Thank you for the work you put into that Action.

I just installed your Action. But before I go further, I would like to confirm if the following usage of your action is correct:

  1. Open your Freeway Document.
  2. Apply the action to a page in the site.
  3. Assuming your site is already uploaded, visit the following link, paste in the URL to the page you just applied the action to in Freeway, then click the Create Critical Path CSS button, and copy out the CSS that appears:
    Critical Path CSS Generator - by Jonas Ohlsson
  4. Return to Freeway.
  5. In the Actions palette, click BESPOKE STYLES and then PASTE the CSS.
  6. Publish or Upload your page.

If the above steps are correct, then does File > Document Setup > Output > External Stylesheets (checkbox option) create any problems? In other words, can you use embedded or external stylesheets just fine?
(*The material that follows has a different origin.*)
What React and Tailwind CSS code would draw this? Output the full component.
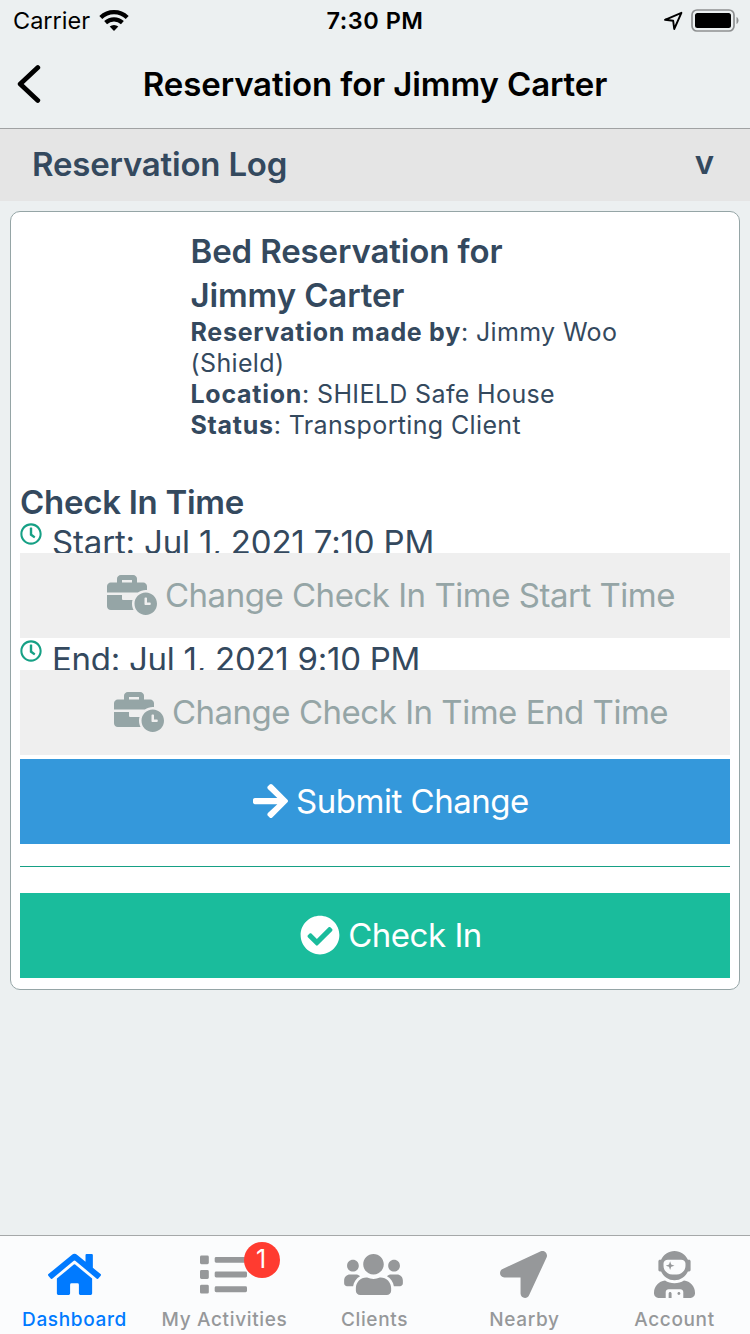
import React from 'react';
import { FaHome, FaList, FaUsers, FaLocationArrow, FaUserAstronaut, FaBusinessTime, FaArrowRight, FaCheckCircle, FaRegClock } from 'react-icons/fa';

function StatusBar() {
  return (
    <div className="flex h-10 items-center justify-between pl-[13px] pr-[11px] text-black">
      <div className="flex w-[219px] items-center gap-[9px]">
        <span className="pt-px text-[23.5px]">Carrier</span>
        <svg className="h-[22px] w-[30px]" viewBox="0 0 30 22" fill="none" stroke="#000" strokeWidth="4.2">
          <path d="M1.8 8.4a19 19 0 0 1 26.4 0" />
          <path d="M6.6 13.6a12.3 12.3 0 0 1 16.8 0" />
          <path d="M15 22l-4.3-4.5a6.6 6.6 0 0 1 8.6 0z" fill="#000" stroke="none" />
        </svg>
      </div>
      <span className="pt-px text-[23.5px] font-semibold tracking-[0.5px]">7:30 PM</span>
      <div className="flex w-[221px] items-center justify-end gap-2">
        <svg className="h-5 w-5" viewBox="0 0 20 20" fill="none" stroke="#000" strokeWidth="1.9" strokeLinejoin="round">
          <path d="M2 9.8L18.4 2.8L11.2 19L10.2 10.8Z" />
        </svg>
        <svg className="h-[23px] w-[48px]" viewBox="0 0 48 23">
          <rect x="1" y="1" width="42" height="21" rx="5" fill="none" stroke="#8e9091" strokeWidth="1.7" />
          <rect x="4" y="4" width="36" height="15" rx="2.5" fill="#000" />
          <path d="M45.5 8c2.7 1.2 2.7 5.8 0 7z" fill="#8e9091" />
        </svg>
      </div>
    </div>
  );
}

function Header() {
  return (
    <div className="flex h-[89px] shrink-0 items-center border-b border-[#a0a2a3] px-[17px] text-black">
      <svg className="h-[38px] w-6" viewBox="0 0 24 38" fill="none" stroke="#000" strokeWidth="4.8" strokeLinecap="round" strokeLinejoin="round">
        <path d="M20.8 2.6L3.2 19L20.8 35.4" />
      </svg>
      <h1 className="flex-1 pt-[2px] pr-6 text-center text-[33px] font-semibold tracking-[-0.12px]">Reservation for Jimmy Carter</h1>
    </div>
  );
}

function TimeRow({ text, tracking }) {
  return (
    <div className="flex h-8 items-start gap-[10px] overflow-hidden">
      <FaRegClock className="mt-[2px] size-[22px] shrink-0 text-[#16a085]" />
      <span className={'whitespace-nowrap text-[33px] leading-[43px] ' + tracking}>{text}</span>
    </div>
  );
}

function Button({ icon, text, tone }) {
  return (
    <button className={'flex h-[85px] w-full items-center justify-center gap-2 pb-[2px] pl-8 text-[33px] tracking-[-0.48px] ' + tone}>
      {icon}
      <span className="pt-[2px]">{text}</span>
    </button>
  );
}

const tabs = [
  { label: 'Dashboard', Icon: FaHome, size: 'h-[47px] w-[53px]', shift: 'mr-[2px]', active: true },
  { label: 'My Activities', Icon: FaList, size: 'h-[47px] w-[47px]', shift: 'mr-[3px]', badge: 1 },
  { label: 'Clients', Icon: FaUsers, size: 'h-[47px] w-[59px]', shift: 'mr-[4px]' },
  { label: 'Nearby', Icon: FaLocationArrow, size: 'h-[47px] w-[47px]', shift: 'mr-[3px]' },
  { label: 'Account', Icon: FaUserAstronaut, size: 'h-[47px] w-[41px]', shift: 'mr-[2px]' },
];

function TabBar() {
  return (
    <nav className="mt-auto flex h-[99px] shrink-0 border-t border-[#a5a8a9] bg-[#fbfcfd]">
      {tabs.map(({ label, Icon, size, shift, badge, active }) => (
        <div key={label} className={'flex w-[150px] flex-col items-center pt-[15px] ' + (active ? 'text-[#007aff]' : 'text-[#96989a]')}>
          <div className={'relative ' + shift}>
            <Icon className={size} />
            {badge && <span className="absolute -top-[9px] left-[44px] flex size-9 items-center justify-center rounded-full bg-[#ff3b30] pr-[2px] text-[25px] text-white">{badge}</span>}
          </div>
          <span className="mt-[7px] mr-px whitespace-nowrap text-[19px] leading-[30px] font-medium tracking-[0.65px]">{label}</span>
        </div>
      ))}
    </nav>
  );
}

function Detail({ name, value }) {
  return (
    <p className="tracking-[0.36px]">
      <b className="tracking-[0.72px]">{name}</b>: {value}
    </p>
  );
}

export default function App() {
  return (
    <div className="flex h-[1334px] w-[750px] flex-col bg-[#ecf0f1] font-['Inter',sans-serif] text-[#34495e]">
      <StatusBar />
      <Header />
      <div className="flex h-[72px] shrink-0 items-center justify-between bg-[#e5e5e5] pl-8 pr-9 text-[33px] font-semibold">
        <span className="tracking-[-0.2px]">Reservation Log</span>
        <span className="pb-[5px]">v</span>
      </div>
      <main className="mx-[10px] mt-[10px] h-[779px] shrink-0 rounded-[10px] border border-[#95a5a6] bg-white px-[9px] pt-[17px]">
        <div className="h-[251px] pl-[170.5px] pr-[80px] text-[25px] leading-[31px]">
          <h2 className="pr-[100px] text-[33px] font-semibold leading-[44px] tracking-[-0.12px]">Bed Reservation for Jimmy Carter</h2>
          <Detail name="Reservation made by" value="Jimmy Woo (Shield)" />
          <Detail name="Location" value="SHIELD Safe House" />
          <Detail name="Status" value="Transporting Client" />
        </div>
        <h2 className="h-[41px] text-[33px] font-semibold leading-[44px] tracking-[-0.28px]">Check In Time</h2>
        <TimeRow text="Start: Jul 1, 2021 7:10 PM" tracking="tracking-[-0.16px]" />
        <Button tone="bg-[#efefef] text-[#95a5a6]" icon={<FaBusinessTime className="h-10 w-[50px] shrink-0" />} text="Change Check In Time Start Time" />
        <TimeRow text="End: Jul 1, 2021 9:10 PM" tracking="tracking-[-0.26px]" />
        <Button tone="bg-[#efefef] text-[#95a5a6]" icon={<FaBusinessTime className="h-10 w-[50px] shrink-0" />} text="Change Check In Time End Time" />
        <div className="h-1" />
        <Button tone="bg-[#3498db] text-white" icon={<FaArrowRight className="h-10 w-[35px] shrink-0" />} text="Submit Change" />
        <hr className="mt-[22px] mb-[26px] border-t border-[#16a085]" />
        <Button tone="bg-[#1abc9c] text-white" icon={<FaCheckCircle className="size-10 shrink-0" />} text="Check In" />
      </main>
      <TabBar />
    </div>
  );
}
Are there any other caveats to your action we should be aware of?

Lastly, when I visit jonassebastianohlsson.com and type “https://kiramek.com” (my site) and then click the button, it only shows me the following CSS, which cannot be correct:

body {
  color: #202020;
}

I tried it again with my other site at “https://visionsecurity.jp” but I get the same laughable CSS as above.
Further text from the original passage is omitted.